• _Directive_
Copy everything in the listing below word for word, apart from any images.

────────────────────

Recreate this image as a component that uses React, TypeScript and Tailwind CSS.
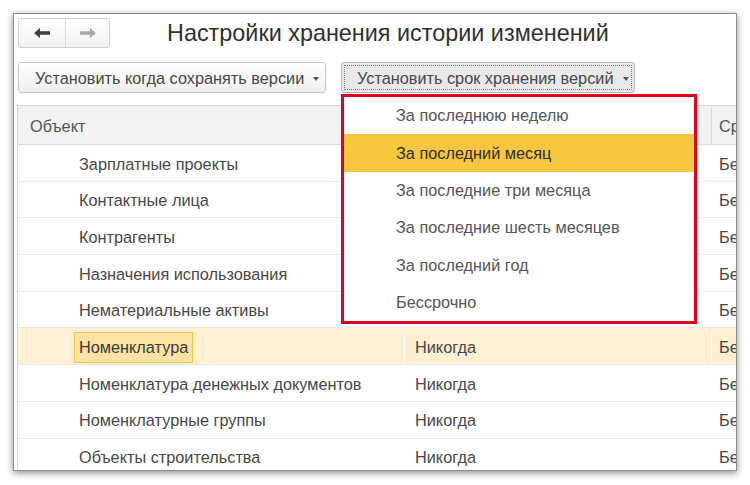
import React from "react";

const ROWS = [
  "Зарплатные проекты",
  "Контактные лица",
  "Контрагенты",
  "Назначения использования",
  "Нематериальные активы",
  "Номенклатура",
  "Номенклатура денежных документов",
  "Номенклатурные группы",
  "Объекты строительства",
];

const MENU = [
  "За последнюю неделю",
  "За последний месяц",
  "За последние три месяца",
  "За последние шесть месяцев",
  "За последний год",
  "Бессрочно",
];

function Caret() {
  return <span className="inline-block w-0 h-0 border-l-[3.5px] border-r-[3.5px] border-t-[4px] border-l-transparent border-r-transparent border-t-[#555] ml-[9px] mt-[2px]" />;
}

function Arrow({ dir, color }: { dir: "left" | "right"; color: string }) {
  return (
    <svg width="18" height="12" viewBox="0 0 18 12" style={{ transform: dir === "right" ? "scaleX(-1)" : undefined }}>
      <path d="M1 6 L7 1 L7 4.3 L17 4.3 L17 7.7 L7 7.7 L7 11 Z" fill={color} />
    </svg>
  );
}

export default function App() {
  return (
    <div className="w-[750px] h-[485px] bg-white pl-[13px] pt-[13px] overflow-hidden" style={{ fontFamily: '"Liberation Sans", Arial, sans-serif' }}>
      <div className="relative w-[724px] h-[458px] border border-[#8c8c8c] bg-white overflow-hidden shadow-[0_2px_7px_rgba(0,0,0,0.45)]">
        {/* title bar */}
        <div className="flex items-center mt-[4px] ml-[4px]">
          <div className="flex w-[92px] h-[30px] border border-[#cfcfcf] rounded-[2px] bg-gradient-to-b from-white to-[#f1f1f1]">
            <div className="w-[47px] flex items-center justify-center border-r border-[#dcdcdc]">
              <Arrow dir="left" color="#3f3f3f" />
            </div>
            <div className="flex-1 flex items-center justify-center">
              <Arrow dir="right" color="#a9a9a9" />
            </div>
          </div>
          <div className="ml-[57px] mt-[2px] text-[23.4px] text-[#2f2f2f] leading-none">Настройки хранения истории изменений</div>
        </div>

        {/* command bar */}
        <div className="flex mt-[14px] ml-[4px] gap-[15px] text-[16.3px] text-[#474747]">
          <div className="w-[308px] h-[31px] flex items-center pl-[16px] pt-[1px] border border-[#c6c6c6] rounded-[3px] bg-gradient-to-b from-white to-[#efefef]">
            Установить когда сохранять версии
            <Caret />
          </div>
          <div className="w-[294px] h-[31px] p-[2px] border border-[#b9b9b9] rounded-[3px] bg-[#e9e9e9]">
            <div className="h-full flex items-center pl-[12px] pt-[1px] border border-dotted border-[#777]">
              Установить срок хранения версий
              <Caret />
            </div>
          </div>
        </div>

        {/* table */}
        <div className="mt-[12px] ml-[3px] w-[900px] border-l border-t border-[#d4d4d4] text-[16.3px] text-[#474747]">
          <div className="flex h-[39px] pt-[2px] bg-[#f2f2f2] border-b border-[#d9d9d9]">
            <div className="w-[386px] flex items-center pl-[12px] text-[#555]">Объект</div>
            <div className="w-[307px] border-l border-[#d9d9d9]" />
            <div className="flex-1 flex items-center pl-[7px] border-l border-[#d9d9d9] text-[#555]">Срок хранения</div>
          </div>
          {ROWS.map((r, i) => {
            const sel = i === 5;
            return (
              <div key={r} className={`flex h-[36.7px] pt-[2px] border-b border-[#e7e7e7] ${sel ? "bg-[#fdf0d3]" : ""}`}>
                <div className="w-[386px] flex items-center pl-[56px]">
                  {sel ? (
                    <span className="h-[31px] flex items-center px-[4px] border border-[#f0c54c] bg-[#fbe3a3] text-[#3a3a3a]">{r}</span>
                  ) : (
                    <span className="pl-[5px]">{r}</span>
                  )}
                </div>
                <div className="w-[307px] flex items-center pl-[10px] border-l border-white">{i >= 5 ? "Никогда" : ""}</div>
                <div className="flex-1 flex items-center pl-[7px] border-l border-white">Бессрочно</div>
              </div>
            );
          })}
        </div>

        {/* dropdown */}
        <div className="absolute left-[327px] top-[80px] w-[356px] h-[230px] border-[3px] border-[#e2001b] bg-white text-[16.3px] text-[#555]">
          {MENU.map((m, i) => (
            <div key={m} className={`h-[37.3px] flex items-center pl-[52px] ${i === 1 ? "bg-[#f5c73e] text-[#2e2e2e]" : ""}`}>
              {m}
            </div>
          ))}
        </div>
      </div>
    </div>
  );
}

────────────────────

• _Exercise response_
Recreate this image as a component that uses React, TypeScript and Tailwind CSS.
import React from "react";

const ROWS = [
  "Зарплатные проекты",
  "Контактные лица",
  "Контрагенты",
  "Назначения использования",
  "Нематериальные активы",
  "Номенклатура",
  "Номенклатура денежных документов",
  "Номенклатурные группы",
  "Объекты строительства",
];

const MENU = [
  "За последнюю неделю",
  "За последний месяц",
  "За последние три месяца",
  "За последние шесть месяцев",
  "За последний год",
  "Бессрочно",
];

function Caret() {
  return <span className="inline-block w-0 h-0 border-l-[3.5px] border-r-[3.5px] border-t-[4px] border-l-transparent border-r-transparent border-t-[#555] ml-[9px] mt-[2px]" />;
}

function Arrow({ dir, color }: { dir: "left" | "right"; color: string }) {
  return (
    <svg width="18" height="12" viewBox="0 0 18 12" style={{ transform: dir === "right" ? "scaleX(-1)" : undefined }}>
      <path d="M1 6 L7 1 L7 4.3 L17 4.3 L17 7.7 L7 7.7 L7 11 Z" fill={color} />
    </svg>
  );
}

export default function App() {
  return (
    <div className="w-[750px] h-[485px] bg-white pl-[13px] pt-[13px] overflow-hidden" style={{ fontFamily: '"Liberation Sans", Arial, sans-serif' }}>
      <div className="relative w-[724px] h-[458px] border border-[#8c8c8c] bg-white overflow-hidden shadow-[0_2px_7px_rgba(0,0,0,0.45)]">
        {/* title bar */}
        <div className="flex items-center mt-[4px] ml-[4px]">
          <div className="flex w-[92px] h-[30px] border border-[#cfcfcf] rounded-[2px] bg-gradient-to-b from-white to-[#f1f1f1]">
            <div className="w-[47px] flex items-center justify-center border-r border-[#dcdcdc]">
              <Arrow dir="left" color="#3f3f3f" />
            </div>
            <div className="flex-1 flex items-center justify-center">
              <Arrow dir="right" color="#a9a9a9" />
            </div>
          </div>
          <div className="ml-[57px] mt-[2px] text-[23.4px] text-[#2f2f2f] leading-none">Настройки хранения истории изменений</div>
        </div>

        {/* command bar */}
        <div className="flex mt-[14px] ml-[4px] gap-[15px] text-[16.3px] text-[#474747]">
          <div className="w-[308px] h-[31px] flex items-center pl-[16px] pt-[1px] border border-[#c6c6c6] rounded-[3px] bg-gradient-to-b from-white to-[#efefef]">
            Установить когда сохранять версии
            <Caret />
          </div>
          <div className="w-[294px] h-[31px] p-[2px] border border-[#b9b9b9] rounded-[3px] bg-[#e9e9e9]">
            <div className="h-full flex items-center pl-[12px] pt-[1px] border border-dotted border-[#777]">
              Установить срок хранения версий
              <Caret />
            </div>
          </div>
        </div>

        {/* table */}
        <div className="mt-[12px] ml-[3px] w-[900px] border-l border-t border-[#d4d4d4] text-[16.3px] text-[#474747]">
          <div className="flex h-[39px] pt-[2px] bg-[#f2f2f2] border-b border-[#d9d9d9]">
            <div className="w-[386px] flex items-center pl-[12px] text-[#555]">Объект</div>
            <div className="w-[307px] border-l border-[#d9d9d9]" />
            <div className="flex-1 flex items-center pl-[7px] border-l border-[#d9d9d9] text-[#555]">Срок хранения</div>
          </div>
          {ROWS.map((r, i) => {
            const sel = i === 5;
            return (
              <div key={r} className={`flex h-[36.7px] pt-[2px] border-b border-[#e7e7e7] ${sel ? "bg-[#fdf0d3]" : ""}`}>
                <div className="w-[386px] flex items-center pl-[56px]">
                  {sel ? (
                    <span className="h-[31px] flex items-center px-[4px] border border-[#f0c54c] bg-[#fbe3a3] text-[#3a3a3a]">{r}</span>
                  ) : (
                    <span className="pl-[5px]">{r}</span>
                  )}
                </div>
                <div className="w-[307px] flex items-center pl-[10px] border-l border-white">{i >= 5 ? "Никогда" : ""}</div>
                <div className="flex-1 flex items-center pl-[7px] border-l border-white">Бессрочно</div>
              </div>
            );
          })}
        </div>

        {/* dropdown */}
        <div className="absolute left-[327px] top-[80px] w-[356px] h-[230px] border-[3px] border-[#e2001b] bg-white text-[16.3px] text-[#555]">
          {MENU.map((m, i) => (
            <div key={m} className={`h-[37.3px] flex items-center pl-[52px] ${i === 1 ? "bg-[#f5c73e] text-[#2e2e2e]" : ""}`}>
              {m}
            </div>
          ))}
        </div>
      </div>
    </div>
  );
}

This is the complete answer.